Ground risk is modeled using normalized population density data. A time‑varying ground‑risk term hₚ(s) integrates the population density along each trajectory segment, weighted by altitude‑dependent functions wₚ₁(t) and wₚ₂(t) that diminish the penalty at higher altitudes or later stages of the descent. This yields a joint cost function that captures both airspace and ground hazards.

Trajectory generation employs a Gradient‑Guided Search (GGS) algorithm. The aircraft state is s = (φ, λ, h, χ) (latitude, longitude, altitude, heading). The action set includes heading changes, wind vectors, and airspeed choices constrained by gliding performance: best‑glide speed v_bg (lower bound) and flap‑extended maximum speed v_FE (upper bound). The reference speed v* is set midway between these bounds to preserve a safety margin. A viability‑constrained optimization pre‑computes feasible longitudinal maneuvers for an engine‑out Cessna 182, populating a lookup table for rapid online use. The GGS cost f(s) = g(s) + h(s) consists of a cumulative risk term g(s) (airspace exposure + ground population) and a heuristic h(s) that encourages progress toward the goal, alignment with the optimal descent angle, and heading consistency near the landing fix.

The planner is benchmarked against minimum‑risk Dubins paths, which are geometric solutions that ignore dynamic constraints and airspace density.
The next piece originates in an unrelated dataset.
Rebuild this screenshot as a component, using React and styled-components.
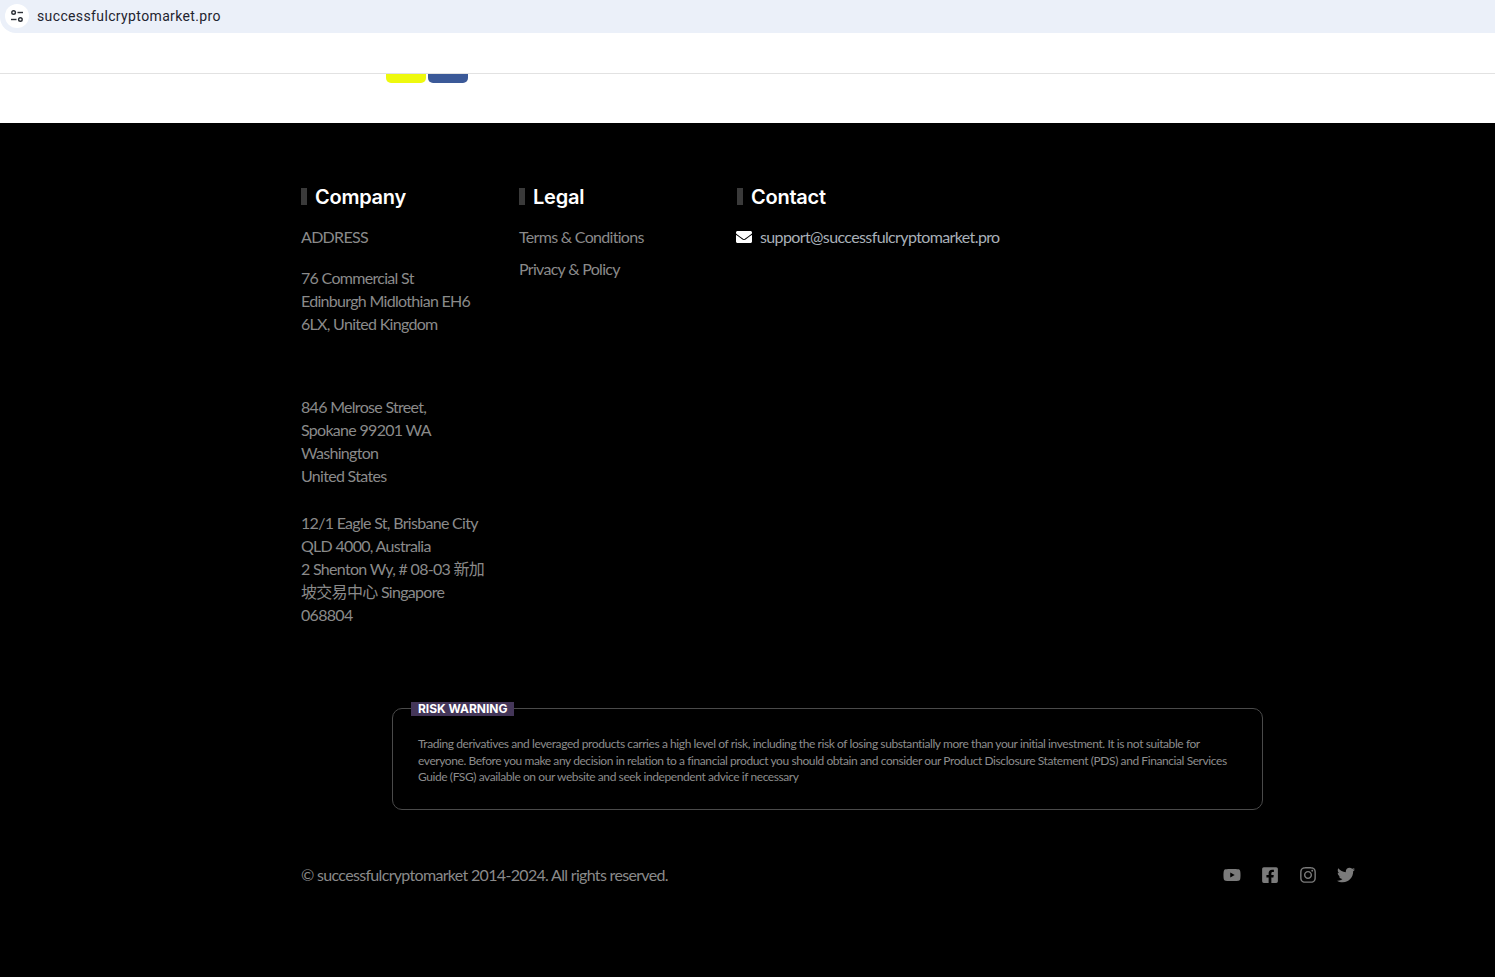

In simulations of engine‑out Cessna 182 flights over the Washington, D.C. airspace, the proposed planner produces feasible trajectories in an average of 2.9 seconds on a standard laptop, achieving roughly 18 % lower airspace risk and 22 % lower ground risk compared with the Dubins baseline. A landing‑site selection module evaluates candidate airports or fields based on their impact on ongoing traffic, preferring sites that cause minimal disruption to the surrounding flow.

Key contributions include: (1) a data‑driven method to convert ADS‑B trajectories into three‑dimensional traffic‑density heatmaps; (2) a unified risk metric that treats exposure time in congested corridors as a first‑class cost; (3) integration of ground‑population risk with altitude‑dependent weighting; (4) a real‑time gradient‑guided search that respects gliding performance limits and wind; and (5) quantitative evidence that the approach outperforms static Dubins solutions while meeting strict runtime constraints.

Limitations are acknowledged. The current implementation assumes static traffic density derived from historic data and a known, steady wind field; it does not account for VFR or military flights that may be absent from ADS‑B feeds, nor for rapid wind changes. The authors propose future work on dynamic, spatio‑temporal risk updates, incorporation of live traffic feeds, and tighter integration with ATC datalink for coordinated rerouting. Extending the framework to handle multiple simultaneous emergencies and cooperative de‑confliction among several aircraft is also identified as a research direction.

Overall, the study advances emergency landing planning by embedding “airspace awareness” into the core optimization loop, demonstrating that a joint air‑ground risk formulation combined with fast search techniques can deliver safer, less disruptive contingency trajectories in dense urban airspaces.